Once an Internet user has paid for a monthly service provider, most of the content on the web comes for free, allowing people access to an unlimited wealth of information via news websites, search engines, directories, and home pages for numerous topics ranging from cooking tips to sports trivia. When all this information became readily available at the touch of a button, many journalists and technology experts wrote articles claiming that information overload could damage bad for people’s health. Some highly respected publications, including The Times of London and The New York Times, raised fears that the new technology would cause attention deficit disorder, stunt people’s reasoning, and damage their ability to empathize. However, no consistent evidence suggests that the Internet causes psychological problems ; in fact, statistics show that people who use social networking sites have better offline social lives, and people who play computer games are better at absorbing and reacting to information than those who do not, and they experience no loss of accuracy or increased impulsiveness  (Bell, 2010). As Vaughan Bell points out in his article about the history of media scares, “Worries about information overload are as old as information itself, with each generation reimagining the dangerous impacts of technology on mind and brain (Bell, 2010).”

In addition to speed, reach, and cost, online media delivery enables a wider range of voices and perspectives on any subject. Through nontraditional media such as blogs and X (formerly Twitter), people can apply their slant on current events, popular culture, and issues that have importance to them without feeling obliged to remain neutral. A study by the Pew Research Center found that nontraditional media sources report on a wider variety of stories than traditional media, enabling individual sites to develop their personality and voice. The study also discovered that these online sources focus on highly emotional subject matter that writers can personalize and share in the social forum (Pew Research Center, 2010). By opening up blogs and social media sites to online discussion or debate, bloggers enable readers to generate their content, turning audiences from passive consumers into active creators. In this way, knowledge becomes a social process rather than a one-way street—the blogger posts an opinion, a reader comments on the blogger’s opinion, the blogger then evaluates the reader’s comment and revises his or her perspective accordingly, and the process repeats itself until all parties have thoroughly explained an issue. Many bloggers also provide links to other blogs they support or enjoy reading, enabling ideas with merit to filter through various channels on the Internet.

Disadvantages of Modern Media Delivery

Along with a growing number of online predators misrepresenting themselves on social networking sites, the Internet hosts a lot of other types of misinformation circulating the web. Unless users can distinguish between reliable, unbiased sources and factual information, they may find themselves consuming inaccurate news reports or false encyclopedia entries. Even so-called reliable news sources show undue care with their source material. When French composer Maurice Jarre died in 2009 at the age of 84, Irish sociology and economics student Shane Fitzgerald decided to try an experiment with Wikipedia.

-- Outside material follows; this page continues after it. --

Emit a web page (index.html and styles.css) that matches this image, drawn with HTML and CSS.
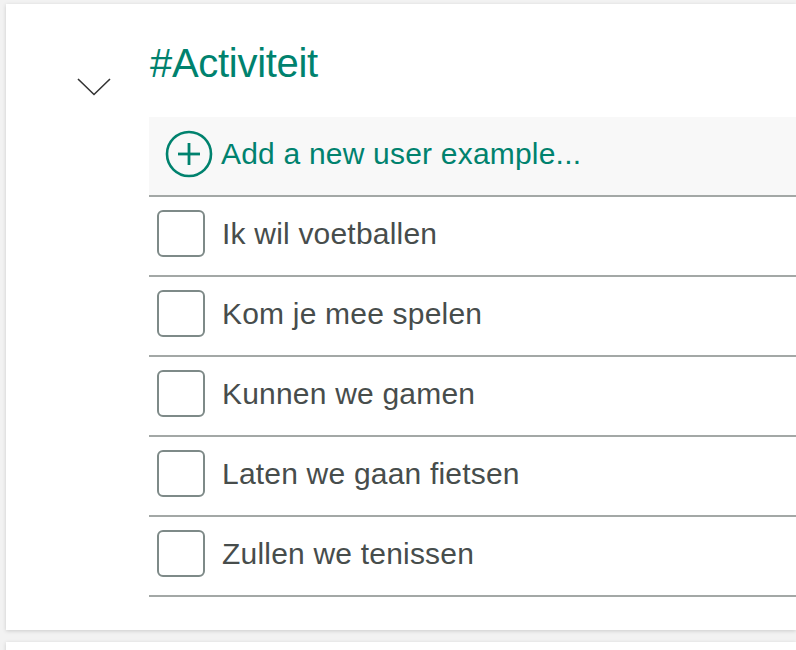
FILE: index.html
```html
<!DOCTYPE html>
<html lang="nl">
<head>
<meta charset="utf-8">
<title>Activiteit</title>
<link rel="stylesheet" href="styles.css">
</head>
<body>
<div class="page">
  <section class="card">
    <div class="toggle">
      <svg class="chevron" width="34" height="18" viewBox="0 0 34 18" aria-hidden="true">
        <polyline points="1,1 17,16.5 33,1" fill="none" stroke="#333" stroke-width="1.6"/>
      </svg>
    </div>
    <div class="content">
      <h2 class="title">#Activiteit</h2>
      <ul class="list">
        <li class="row add-row">
          <svg class="plus" width="48" height="48" viewBox="0 0 48 48" aria-hidden="true">
            <circle cx="24" cy="24" r="22" fill="none" stroke="#00826e" stroke-width="2.6"/>
            <line x1="13" y1="24" x2="35" y2="24" stroke="#00826e" stroke-width="2.8"/>
            <line x1="24" y1="13" x2="24" y2="35" stroke="#00826e" stroke-width="2.8"/>
          </svg>
          <span class="add-text">Add a new user example...</span>
        </li>
        <li class="row item"><span class="box"></span><span class="label">Ik wil voetballen</span></li>
        <li class="row item"><span class="box"></span><span class="label">Kom je mee spelen</span></li>
        <li class="row item"><span class="box"></span><span class="label">Kunnen we gamen</span></li>
        <li class="row item"><span class="box"></span><span class="label">Laten we gaan fietsen</span></li>
        <li class="row item"><span class="box"></span><span class="label">Zullen we tenissen</span></li>
      </ul>
    </div>
  </section>
  <section class="card next"></section>
</div>
</body>
</html>
```

FILE: styles.css
```css
html, body {
  margin: 0;
  padding: 0;
  overflow: hidden;
}
body {
  background: #f2f2f2;
  font-family: "Liberation Sans", Arial, sans-serif;
}
.page {
  width: 100vw;
  height: 100vh;
  overflow: hidden;
  box-sizing: border-box;
  padding: 4px 0 0 6px;
  display: flex;
  flex-direction: column;
  gap: 12px;
}
.card {
  background: #fff;
  box-shadow: 0 1px 4px rgba(0, 0, 0, 0.16);
  display: flex;
  height: 626px;
  flex: none;
  box-sizing: border-box;
}
.card.next {
  height: 40px;
}
.toggle {
  width: 143px;
  flex: none;
  padding: 74px 0 0 71px;
  box-sizing: border-box;
}
.chevron { display: block; }
.content {
  flex: 1;
  padding-top: 35px;
}
.title {
  margin: 0 0 30px 1px;
  font-size: 40px;
  line-height: 48px;
  font-weight: normal;
  color: #00826e;
  letter-spacing: -0.3px;
}
.list {
  list-style: none;
  margin: 0;
  padding: 0;
}
.row {
  height: 80px;
  box-sizing: border-box;
  border-bottom: 2px solid #a3a8a6;
  display: flex;
  align-items: center;
}
.add-row {
  background: #f8f8f8;
  padding: 0 0 4px 16px;
}
.plus {
  display: block;
  flex: none;
  margin-right: 8px;
}
.add-text {
  font-size: 30px;
  color: #00826e;
  letter-spacing: 0.2px;
}
.item {
  padding: 0 0 5px 8px;
}
.box {
  width: 48px;
  height: 47px;
  box-sizing: border-box;
  border: 2px solid #7e8a88;
  border-radius: 6px;
  flex: none;
  margin-right: 17px;
}
.label {
  font-size: 30px;
  color: #474d4c;
  letter-spacing: 0.2px;
}
```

He added fictional quotes to Jarre’s Wikipedia entry and then watched as newspapers worldwide (including reputable sources such as The Guardian) copied his quotes word for word and attributed them to the composer. Red-faced journalists later printed retractions. Writing a follow-up report for The Irish Times, Fitzgerald commented, “If I could so easily falsify the news across the globe, even to this small extent, then it is unnerving to think about what other false information may be reported in the press (Lytle, 2009).”

Although most traditional media strive for nonpartisanship, many newer online sources proffer fervently conservative or progressive ideology. With websites such as the Huffington Post  on the left of the political spectrum and the Truth Social on the right, consumers need to have awareness when they read news presented through an ideological lens. Critics fear the trend toward social media sources may lead to the restriction of the movement of ideas. If consumers choose their media circle exclusively consistent with their own political biases, they will likely construct a narrow political viewpoint.

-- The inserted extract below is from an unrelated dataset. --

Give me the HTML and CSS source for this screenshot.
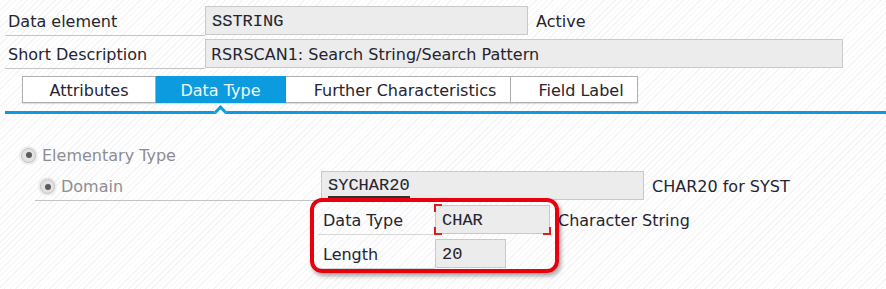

Along with practical disadvantages, the Internet also has several economic disadvantages. An increasing gap between people who can afford personal computers and access to the web and people who cannot, known as the digital divide, separates the haves and the have-nots. Although about 75 percent of U.S. households are connected to the Internet, there are gaps in access in terms of age, income, and education. For example, a recent study found that 93 percent of people aged 18–29 have Internet access, compared with 70 percent of people aged 50–64 and just 38 percent of people over 65 (Pew Research Center, 2010). Similar disparities occur with income and education (see Figure  16.2).

These disparities mean that people with lower incomes and educational levels have disadvantages when it comes to accessing online job listings, information, news, and computer-related skills that might help them in the workplace. The digital divide manifests itself even more prominently between developed and developing countries. In nations such as Jordan, Saudi Arabia, and Syria , the government permits little or no access to the Internet. In other countries, such as Mexico, Brazil, and Columbia, poor telecommunications infrastructure forces users to wait extremely inconvenient lengths of time to get online. And in many developing countries that have poor public utilities and intermittent electrical service, the Internet is almost unheard of. Despite its large population, the entire continent of Africa accounts for less than 5 percent of Internet usage worldwide.

Bar graph demonstrating lower-income individuals have fewer opportunities than affluent ones.
The digital divide places people with lower incomes and lower educational levels at a disadvantage when it comes to Internet access.

Traditional media also face economic disadvantages when it comes to profiting from the Internet. Having freely given away much of their online content, newspapers have struggled to transition to an entirely ad-based business model. Although publishers initially envisioned a digital future supported entirely by advertising, two years of plummeting ad revenue (the Newspaper Association of America reported that online advertising revenues fell 11.8 percent in 2009) has caused some papers to consider introducing online fees  (see Section 6 .5). Traditional media companies still need to establish a successful economic model to keep them afloat in the long term.